Psychologist Dr. Martin Seligman has spent his professional career studying human motivation, but his role as the founding father of the positive psychology movement only came about after 30-years spent studying negative emotions and mental weakness. After being exposed to the work of psychologist Barbara Fredrickson and others who argued that positive emotion are instrumental in making human beings think better and achieve important aims, Seligman's entire professional orientation shifted. Today he is a prolific author, researcher, and indefatigable proponent for better understanding the role positive emotion, engagement, and meaning play in shaping our thinking.


Q: What is a working definition for happiness?

A: Happiness is a hopelessly unwieldy scientific notion. The scientific question is to dissolve it into workable pieces so that it can be studied as part of the scientific field of Positive Psychology. I believe happiness dissolves into three different ideas, each of which is separately buildable and measurable. The first is the i) pleasant life (having as much positive emotion and as little negative emotion as possible), ii) the engaged life (being completely absorbed by the challenges you face at work, love, play etc. iii) the meaningful life (knowing what you highest strengths are and using them to belong to and serve something that is bigger than you are.) Once we have established these three categories we can begin to measure them scientifically.

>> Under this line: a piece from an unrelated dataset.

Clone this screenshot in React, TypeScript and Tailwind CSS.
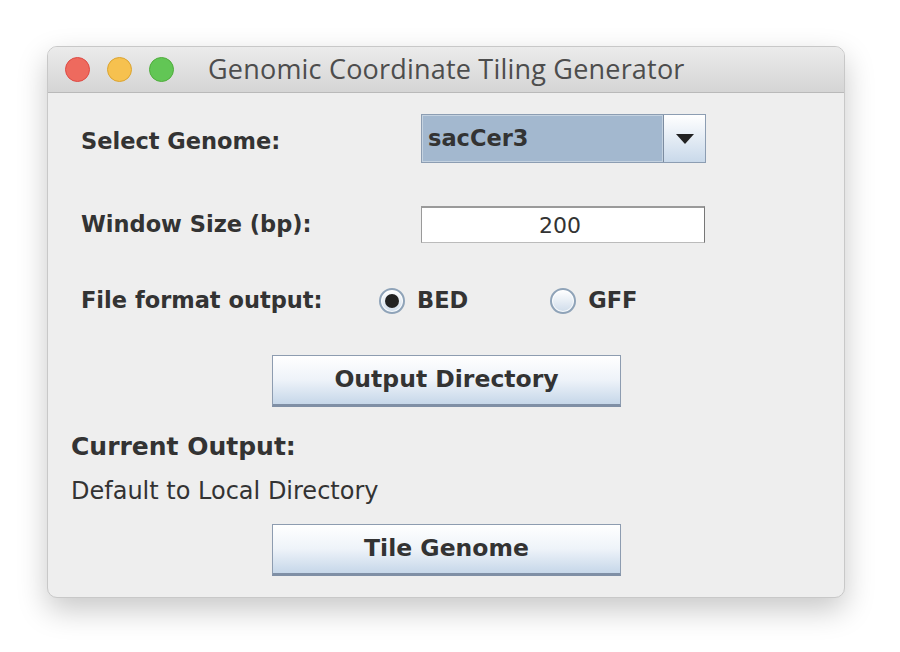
import type { FC } from "react";

const label = "font-['DejaVu_Sans',sans-serif] font-bold text-[22.5px] text-[#333333]";

const Radio: FC<{ checked?: boolean; text: string }> = ({ checked, text }) => (
	<div className="flex items-center gap-[12px]">
		<div className="flex h-[26px] w-[26px] items-center justify-center rounded-full border-[2px] border-[#8fa3b8] bg-gradient-to-b from-white to-[#cfdcea] shadow-[inset_0_0_0_1px_rgba(255,255,255,0.8)]">
			{checked && <div className="h-[14px] w-[14px] rounded-full bg-[#222222]" />}
		</div>
		<span className={label}>{text}</span>
	</div>
);

const JButton: FC<{ text: string }> = ({ text }) => (
	<button className="flex h-[52px] w-[349px] items-center justify-center border border-[#8d9cb0] border-b-[3px] border-b-[#7f8fa5] bg-gradient-to-b from-white via-[#eef3f9] to-[#c6d7e9]">
		<span className="font-['DejaVu_Sans',sans-serif] font-bold text-[23.5px] text-[#333333]">{text}</span>
	</button>
);

export default function App() {
	return (
		<div className="h-[652px] w-[900px] bg-white pt-[46px] pl-[47px]">
			<div className="flex h-[552px] w-[798px] flex-col overflow-hidden rounded-[10px] border border-[#c8c8c8] bg-[#eeeeee] shadow-[0_12px_30px_rgba(0,0,0,0.22)]">
				{/* Title bar */}
				<div className="flex h-[46px] shrink-0 items-center border-b border-[#b9b9b9] bg-gradient-to-b from-[#ebebeb] to-[#d5d5d5] pl-[17px]">
					<div className="flex gap-[17px]">
						<div className="h-[25px] w-[25px] rounded-full border border-[#de4a44] bg-[#ee6a5e]" />
						<div className="h-[25px] w-[25px] rounded-full border border-[#dba431] bg-[#f6c14f]" />
						<div className="h-[25px] w-[25px] rounded-full border border-[#4fad3c] bg-[#62c655]" />
					</div>
					<span className="ml-[34px] font-['Open_Sans',sans-serif] text-[27px] tracking-[0.2px] text-[#4d4d4d]">
						Genomic Coordinate Tiling Generator
					</span>
				</div>

				{/* Body */}
				<div className="flex flex-col pt-[21px]">
					<div className="flex items-center">
						<span className={`${label} w-[373px] pt-[6px] pl-[33px]`}>Select Genome:</span>
						<div className="flex h-[49px] w-[285px] border border-[#8c9db2]">
							<div className="flex flex-1 items-center border border-[#c4d2e0] bg-[#a3b8cf] pl-[5px]">
								<span className={label}>sacCer3</span>
							</div>
							<div className="flex w-[42px] items-center justify-center border-l border-[#7c8ca0] bg-gradient-to-b from-white to-[#c9d9ea]">
								<svg width="20" height="12" viewBox="0 0 20 12">
									<path d="M1 1 H19 L10 11 Z" fill="#222222" />
								</svg>
							</div>
						</div>
					</div>

					<div className="mt-[43px] flex items-center">
						<span className={`${label} w-[373px] pl-[33px]`}>Window Size (bp):</span>
						<div className="flex h-[37px] w-[284px] items-center justify-center border border-t-[2px] border-[#9a9a9a] border-r-[#777777] border-b-[#bbbbbb] bg-white pr-[6px]">
							<span className="font-['DejaVu_Sans',sans-serif] text-[22px] text-[#333333]">200</span>
						</div>
					</div>

					<div className="mt-[41px] flex items-center">
						<span className={`${label} w-[331px] pl-[33px]`}>File format output:</span>
						<Radio checked text="BED" />
						<div className="ml-[82px]">
							<Radio text="GFF" />
						</div>
					</div>

					<div className="mt-[37px] flex pl-[224px]">
						<JButton text="Output Directory" />
					</div>

					<div className="mt-[25px] pl-[23px]">
						<div className="font-['DejaVu_Sans',sans-serif] font-bold text-[25px] leading-[30px] text-[#333333]">
							Current Output:
						</div>
						<div className="mt-[14px] font-['DejaVu_Sans',sans-serif] text-[24px] leading-[30px] text-[#333333]">
							Default to Local Directory
						</div>
					</div>

					<div className="mt-[18px] flex pl-[224px]">
						<JButton text="Tile Genome" />
					</div>
				</div>
			</div>
		</div>
	);
}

Q: Is there such a thing as the opposite of happiness?

A: When I first started out I expected to find out that sadness or anxiety would be perfectly inversely correlated to happiness. In other words if you were completely happy you couldn't be sad or vice versa. But all the measures that people have taken show that one can be both quite happy and quite sad, although not at the same moment. Happiness doesn't preclude sadness or anxiety and sadness or anxiety do not preclude happiness. They are not opposite.


Q: Is it true there is a formula for a formula for happiness?

A: Yes, the formula comes from a paper called "The Architecture of Happiness" by Lyubomirsky, Sheldon, & Schkade. I devote Chapter four from my book "Authentic Happiness" to this subject.

The formula is: H=S+C=V where H is your enduring level of happiness, S is your set range, C is the circumstances of your life, and V represents factors under your voluntary control.


Q: Is this formula the gold standard of the field?

A: Gold standard is too strong, but this formula is certainly a scientific advance.


Q: Do people really know how much positive emotion, or engagement or meaning they have in their lives? Isn't that difficult to measure?

A: Well if you say you're in pain, that's a privileged, unimpeachable statement. Only you can know the answer to that. No one from the outside can know more than you about the answer to that question. Likewise people know how much positive emotion they have in their lives–are they having fun, for instance–and if they are engaged.

The meaningful life, however is different: people may not know how much meaning they have in life. We might think that we're having a meaningful conversation right now. But we might be deluded. Meaning is not just a subjective state, but an objective state as well. We may be talking nonsense and if this is so, the external world can tell if you had a meaningful conversation or not. So for the pleasant life and the engaged life, we are the sole authorities. For the meaningful life, our subjective state is not privileged.


Q: Is it possible to measure happiness on anything but the individual level?

A: Yes, there's a large movement lead by Ed Diener and Danny Kahneman in the United States which attempts to measure the level of well-being of groups, nations, and corporations. That endeavor, creating national well being accounts, has gone pretty far.


Bio

Martin E.P. Seligman, Ph.D., works on positive psychology, learned helplessness, depression, and on optimism and pessimism. He is currently Fox Leadership Professor of Psychology in the Department of Psychology at the University of Pennsylvania. He is well known in academic and clinical circles and is a best-selling author. His bibliography includes twenty books and 200 articles on motivation and personality. Among his better-known works are Learned Optimism (Knopf, 1991), What You Can Change & What You Can't (Knopf, 1993), The Optimistic Child (Houghton Mifflin, 1995), and Helplessness (Freeman, 1975, 1993). His most recent book is Authentic Happiness (Free Press, 2002). In 1996, Dr. Seligman was elected president of the American Psychological Association by the largest vote in modern history. Dr. Seligman received the American Psychological Society's William James Fellow Award (for contribution to basic science) and the James McKeen Cattell Fellow Award (for the application of psychological knowledge), as well as the Distinguished Scientific Contribution Award of the American Psychological Association.